I would say the turning point for this was when some of the students went home for the Christmas-New Year break, and that's when they started talking locally. Many of their parents or grandparents who only watched state-controlled T.V. didn't know what was going on or were a little bit disturbed that their children were engaged in anti-state activities. But when the students went home, started elaborating, things started to change. And when these marches started a broader base of support was developing. And it wasn't just Belgrade and Novi Sad that were protesting, but also other cities with universities, smaller towns. You really had a mass uprising of discontent. And this was not something that was led by opposition political parties. It was truly a citizens' movement asking for change.
SR: Remarkably, the momentum of protests has been sustained undeterred despite severe repression by government forces. Peaceful demonstrations have been met with a brutal use of force. What has this broad countrywide mobilization that includes various sections of Serbian society been able to achieve during the past half a year?
IP: And where are we now? Six months into this, we can say that none of the demands of the students have been met. There have been some cosmetic moves by the government, but actually nothing essential that would really lead to any type of a forensic investigation in terms of finances, of what happened with the situation in Novi Sad at the station.
This has all been sort of put under the rug. It's been hidden and the ruling party has also stooped to violence. During these peaceful protests, we have had students who have been beaten, they have been rammed by moving cars. They have been threatened and there have been some very serious injuries that have occurred. And as a consequence of one of these beatings, where a young female student was actually bludgeoned with a baseball bat, this did provoke the resignation of the Serbian Prime Minister. This happened on the 22nd of December, and it took 50 days from when he resigned for the Serbian Parliament to formally accept his resignation.
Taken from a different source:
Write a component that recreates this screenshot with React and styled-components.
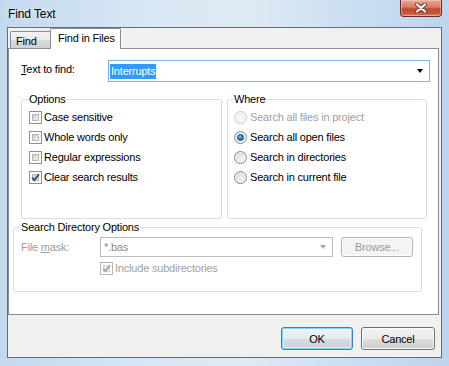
import styled, { createGlobalStyle } from "styled-components";

const GlobalStyle = createGlobalStyle`
  html, body {
    margin: 0;
    padding: 0;
    overflow: hidden;
    background: #bcd3ea;
  }
  * {
    box-sizing: border-box;
  }
`;

const FONT = `"Liberation Sans", Arial, sans-serif`;

const Window = styled.div`
  width: 449px;
  height: 366px;
  display: flex;
  flex-direction: column;
  background: linear-gradient(
    to right,
    #c3d9ee 0%,
    #d9e8f5 35%,
    #dfeaf4 55%,
    #c9def1 80%,
    #bcd5ec 100%
  );
  font-family: ${FONT};
  font-size: 11px;
  letter-spacing: -0.2px;
  color: #000;
`;

const TitleBar = styled.div`
  height: 27px;
  display: flex;
  align-items: flex-start;
  justify-content: space-between;
  padding: 0 7px 0 8px;
  flex-shrink: 0;
`;

const TitleText = styled.div`
  font-size: 12px;
  letter-spacing: -0.1px;
  padding-top: 7px;
  text-shadow: 0 0 6px rgba(255, 255, 255, 0.9);
`;

const CloseButton = styled.div`
  width: 42px;
  height: 17px;
  border: 1px solid #6b2a1e;
  border-top: none;
  border-radius: 0 0 4px 4px;
  background: linear-gradient(
    to bottom,
    #e9a998 0%,
    #d77a64 45%,
    #c04a2f 55%,
    #c9583a 85%,
    #dc8a6a 100%
  );
  box-shadow: inset 0 0 0 1px rgba(255, 220, 210, 0.45);
  display: flex;
  align-items: center;
  justify-content: center;
`;

const Client = styled.div`
  margin: 0 7px 8px 7px;
  flex: 1;
  border: 1px solid #5d6f82;
  background: #f0f0f0;
  display: flex;
  flex-direction: column;
`;

const TabStrip = styled.div`
  height: 20px;
  display: flex;
  align-items: flex-end;
  padding-left: 2px;
  position: relative;
  z-index: 1;
`;

const Tab = styled.div`
  height: ${(p) => (p.$active ? "21px" : "17px")};
  width: ${(p) => (p.$active ? "71px" : "41px")};
  margin-bottom: ${(p) => (p.$active ? "-1px" : "0")};
  margin-left: ${(p) => (p.$active ? "-1px" : "0")};
  border: 1px solid #898c95;
  border-bottom: none;
  border-radius: 2px 2px 0 0;
  background: ${(p) =>
    p.$active
      ? "#ffffff"
      : "linear-gradient(to bottom, #f3f3f3 0%, #ebebeb 50%, #dddddd 50%, #cfcfcf 100%)"};
  padding: ${(p) => (p.$active ? "3px 0 0 7px" : "3px 0 0 5px")};
`;

const Panel = styled.div`
  width: 431px;
  height: 267px;
  border: 1px solid #898c95;
  background: #fff;
  padding-top: 11px;
  display: flex;
  flex-direction: column;
`;

const FindRow = styled.div`
  display: flex;
  align-items: center;
  margin: 0 8px 0 12px;
  height: 22px;
`;

const FieldLabel = styled.div`
  width: ${(p) => p.$width}px;
  flex-shrink: 0;
  color: ${(p) => (p.$disabled ? "#9d9d9d" : "#000")};
  padding-bottom: ${(p) => p.$lift || 0}px;
`;

const Underline = styled.span`
  text-decoration: underline;
`;

const Combo = styled.div`
  flex: ${(p) => (p.$width ? "none" : "1")};
  width: ${(p) => (p.$width ? `${p.$width}px` : "auto")};
  height: ${(p) => p.$height}px;
  border: 1px solid ${(p) => (p.$disabled ? "#bcbcbc" : "#7eb4ea")};
  background: #fff;
  display: flex;
  align-items: center;
  padding: 0 6px 0 1px;
`;

const ComboText = styled.div`
  flex: 1;
  color: ${(p) => (p.$disabled ? "#8a8a8a" : "#000")};
  padding-left: ${(p) => (p.$disabled ? "2px" : "0")};
`;

const Selection = styled.span`
  background: #3399ff;
  color: #fff;
  padding: 1px 1px 2px 1px;
`;

const Arrow = styled.div`
  width: 0;
  height: 0;
  border-left: 3.5px solid transparent;
  border-right: 3.5px solid transparent;
  border-top: 4px solid ${(p) => (p.$disabled ? "#a8a8a8" : "#000")};
`;

const GroupsRow = styled.div`
  display: grid;
  grid-template-columns: 201px 200px;
  column-gap: 5px;
  margin: 11px 0 0 12px;
`;

const Group = styled.fieldset`
  margin: ${(p) => p.$margin || "0"};
  width: ${(p) => (p.$width ? `${p.$width}px` : "auto")};
  height: ${(p) => p.$height}px;
  min-width: 0;
  border: 1px solid #d5dfe5;
  border-radius: 3px;
  padding: ${(p) => p.$padding};
`;

const Legend = styled.legend`
  padding: 0;
  line-height: 13px;
  height: 13px;
  color: #000;
`;

const OptionRow = styled.div`
  height: 20px;
  display: flex;
  align-items: center;
  gap: ${(p) => p.$gap || 3}px;
  color: ${(p) => (p.$disabled ? "#a0a0a0" : "#000")};
  margin-top: ${(p) => p.$top || 0}px;
  margin-left: ${(p) => p.$indent || 0}px;
`;

const Box = styled.div`
  width: 13px;
  height: 13px;
  flex-shrink: 0;
  border: 1px solid ${(p) => (p.$disabled ? "#b5b5b5" : "#8f8f8f")};
  background: #fff;
  padding: 2px;
  display: flex;
`;

const BoxInner = styled.div`
  flex: 1;
  position: relative;
  background: ${(p) =>
    p.$disabled
      ? "linear-gradient(135deg, #e6e6e6, #f6f6f6)"
      : "linear-gradient(135deg, #c9c9c9 0%, #e2e2e2 55%, #f4f4f4 100%)"};
  border: 1px solid ${(p) => (p.$disabled ? "#d6d6d6" : "#b8b8b8")};
`;

const CheckMark = styled.svg`
  position: absolute;
  left: -3px;
  top: -3px;
`;

const RadioCircle = styled.div`
  width: 13px;
  height: 13px;
  flex-shrink: 0;
  border-radius: 50%;
  border: 1px solid ${(p) => (p.$disabled ? "#c9c9c9" : "#8a8a8a")};
  background: ${(p) =>
    p.$disabled
      ? "radial-gradient(circle at 60% 65%, #fafafa 0%, #eeeeee 60%, #e6e6e6 100%)"
      : "radial-gradient(circle at 62% 68%, #f7f7f7 0%, #e4e4e4 45%, #c9c9c9 100%)"};
  box-shadow: inset 0 0 0 1px rgba(255, 255, 255, 0.7);
  display: flex;
  align-items: center;
  justify-content: center;
`;

const RadioDot = styled.div`
  width: 7px;
  height: 7px;
  border-radius: 50%;
  background: radial-gradient(circle at 40% 35%, #8fd0ff 0%, #2a8ad8 40%, #0b4f8f 100%);
  border: 1px solid #1b4f7d;
`;

const DirRow = styled.div`
  display: flex;
  align-items: center;
  height: 20px;
`;

const Button = styled.div`
  width: ${(p) => p.$width}px;
  height: ${(p) => p.$height}px;
  margin-left: ${(p) => p.$left || 0}px;
  border: 1px solid ${(p) => (p.$disabled ? "#b4b7b9" : p.$default ? "#3c7fb1" : "#707070")};
  border-radius: 3px;
  background: ${(p) =>
    p.$disabled
      ? "#f4f4f4"
      : p.$default
      ? "linear-gradient(to bottom, #eef3f6 0%, #e6ecef 50%, #d6dde2 50%, #c9d2d8 100%)"
      : "linear-gradient(to bottom, #f2f2f2 0%, #ebebeb 50%, #dddddd 50%, #cfcfcf 100%)"};
  box-shadow: ${(p) =>
    p.$default ? "inset 0 0 0 1px #7fd6f5, inset 0 0 0 2px rgba(255,255,255,0.5)" : "inset 0 0 0 1px #fcfcfc"};
  color: ${(p) => (p.$disabled ? "#9a9a9a" : "#000")};
  display: flex;
  align-items: center;
  justify-content: center;
`;

const ButtonRow = styled.div`
  display: flex;
  justify-content: flex-end;
  gap: 8px;
  margin-top: 12px;
  padding-right: 6px;
`;

function CloseGlyph() {
  return (
    <svg width="14" height="10" viewBox="0 0 14 10">
      <path d="M3 1.5 L11 8.5 M11 1.5 L3 8.5" stroke="#5a3a33" strokeWidth="4" strokeLinecap="round" />
      <path d="M3 1.5 L11 8.5 M11 1.5 L3 8.5" stroke="#ffffff" strokeWidth="2.2" strokeLinecap="round" />
    </svg>
  );
}

function Checkbox({ label, checked, disabled, top, indent }) {
  return (
    <OptionRow $disabled={disabled} $gap={2} $top={top} $indent={indent}>
      <Box $disabled={disabled}>
        <BoxInner $disabled={disabled}>
          {checked && (
            <CheckMark width="11" height="11" viewBox="0 0 11 11">
              <path
                d="M2.2 5.6 L4.4 8.2 L9 2.4"
                fill="none"
                stroke={disabled ? "#a6a6a6" : "#3d5283"}
                strokeWidth="1.9"
              />
            </CheckMark>
          )}
        </BoxInner>
      </Box>
      <span>{label}</span>
    </OptionRow>
  );
}

function Radio({ label, checked, disabled }) {
  return (
    <OptionRow $disabled={disabled} $gap={3}>
      <RadioCircle $disabled={disabled}>{checked && <RadioDot />}</RadioCircle>
      <span>{label}</span>
    </OptionRow>
  );
}

export default function App() {
  return (
    <>
      <GlobalStyle />
      <Window>
        <TitleBar>
          <TitleText>Find Text</TitleText>
          <CloseButton>
            <CloseGlyph />
          </CloseButton>
        </TitleBar>
        <Client>
          <TabStrip>
            <Tab>Find</Tab>
            <Tab $active>Find in Files</Tab>
          </TabStrip>
          <Panel>
            <FindRow>
              <FieldLabel $width={87} $lift={4}>
                <Underline>T</Underline>ext to find:
              </FieldLabel>
              <Combo $height={22}>
                <ComboText>
                  <Selection>Interrupts</Selection>
                </ComboText>
                <Arrow />
              </Combo>
            </FindRow>

            <GroupsRow>
              <Group $height={126} $padding="1px 7px 0 7px">
                <Legend>Options</Legend>
                <Checkbox label="Case sensitive" />
                <Checkbox label="Whole words only" />
                <Checkbox label="Regular expressions" />
                <Checkbox label="Clear search results" checked />
              </Group>
              <Group $height={126} $padding="1px 6px 0 6px">
                <Legend>Where</Legend>
                <Radio label="Search all files in project" disabled />
                <Radio label="Search all open files" checked />
                <Radio label="Search in directories" />
                <Radio label="Search in current file" />
              </Group>
            </GroupsRow>

            <Group $margin="2px 0 0 4px" $width={409} $height={71} $padding="3px 7px 0 7px">
              <Legend>Search Directory Options</Legend>
              <DirRow>
                <FieldLabel $width={79} $disabled>
                  File <Underline>m</Underline>ask:
                </FieldLabel>
                <Combo $width={233} $height={20} $disabled>
                  <ComboText $disabled>*.bas</ComboText>
                  <Arrow $disabled />
                </Combo>
                <Button $width={72} $height={20} $left={8} $disabled>
                  Browse...
                </Button>
              </DirRow>
              <Checkbox label="Include subdirectories" checked disabled top={1} indent={79} />
            </Group>
          </Panel>
          <ButtonRow>
            <Button $width={72} $height={23} $default>
              OK
            </Button>
            <Button $width={74} $height={23}>
              Cancel
            </Button>
          </ButtonRow>
        </Client>
      </Window>
    </>
  );
}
So, you see, they were buying time. And what we have now witnessed during April is that there is a new government, but it is actually just a continuation of the old. And I would say that it's even more clear in its message that no dissent will be tolerated because the selection of the people who are ministers in this government are sending a very clear message that no nonsense will be tolerated by the students.
So, nothing has really changed, and I could say that even the threat is increasing because these prolonged protests are becoming an embarrassment to the president because the students have clearly stated that the president is acting outside of what he's legally defined as president to do. As president of Serbia, his position is more of a protocol nature. The Prime Minister is actually the executive politician in Serbia. And of course, the president is doing all of the jobs. He's judiciary, he's executive. He has a comment on everything. And when the students tell him he's not relevant in this decision-making process, you can imagine what his response to this is. So, we have a complicated situation.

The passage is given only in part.